Stone Soup
“I promised my mother I would never put her in a nursing home no matter what,” Mary expressed with tears in her eyes. We were filling out admission paper work at the facility that I was working at, and she couldn’t get through a page without tearing up.
It’s a common scene played out many times each week in nursing homes across the country. A family member has to put there loved one in a nursing home and has trouble processing all of the emotions that come with it. It’s hard, there’s no doubt about it. In the minds of most Americans nursing homes are sad dark lonely places. No one wants to end their days in half a room in a smelly old building.

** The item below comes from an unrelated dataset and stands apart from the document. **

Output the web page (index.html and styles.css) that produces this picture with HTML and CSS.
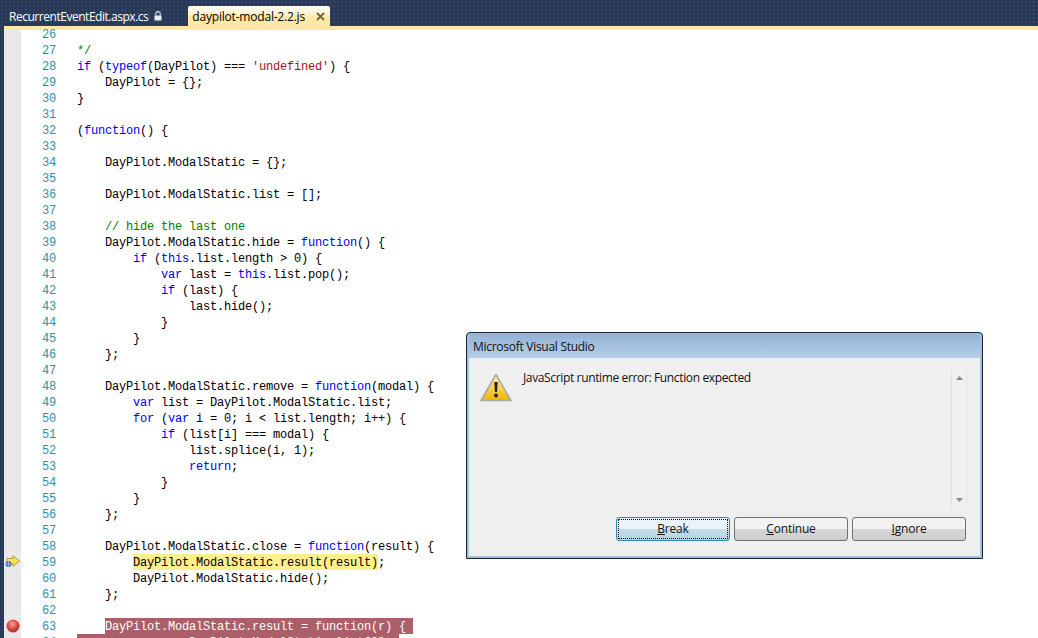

The truth is nursing homes of twenty years ago are not the nursing homes of today. Many nursing home chains are adopting “culture change” to embrace the person centered care model. I spend time each week in nursing homes from New Hampshire to Alabama to Idaho. In these centers, a person can hear laughter, singing, and playing. People are living their golden years being productive in many different ways.
Last week I saw a group of residents making vegetable soup. The women and men were laughing and joking about how their vegetable soup was their own version of stone soup. It got me to thinking about that story. Have you ever read “Stone Soup?” Well it’s a fable about cooperation when a couple of con men enter a village with nothing to eat. No one wants to share anything with them. The villagers only want to complain about the plights of their lives. They convince the village that the stone they have will make the greatest soup of all time. A big pot is brought into the village square and then as time passes, the con men begin suggesting how much better the soup would be if, say, they had a carrot. Then a little while later they suggested a head of cabbage and so on and so forth. Needless to say when the soup was finished everyone had provided something to the soup to make it the “best soup ever!”
Life in nursing homes can be the “best soup ever.” When loved ones come to visit they bring a little of themselves into the home. I’ve seen families who would sit with residents in the dining room and begin a sing-a long, and I have also seen families who would volunteer to visit just to feed their loved one. Families would even help plant the garden in the spring, help harvest in the fall, and enjoy the bounty with the residents in the center.
Look around at the centers in your area. You might be surprised at how much living is really going on in those nursing homes. How can you add to the “Stone Soup” in your area?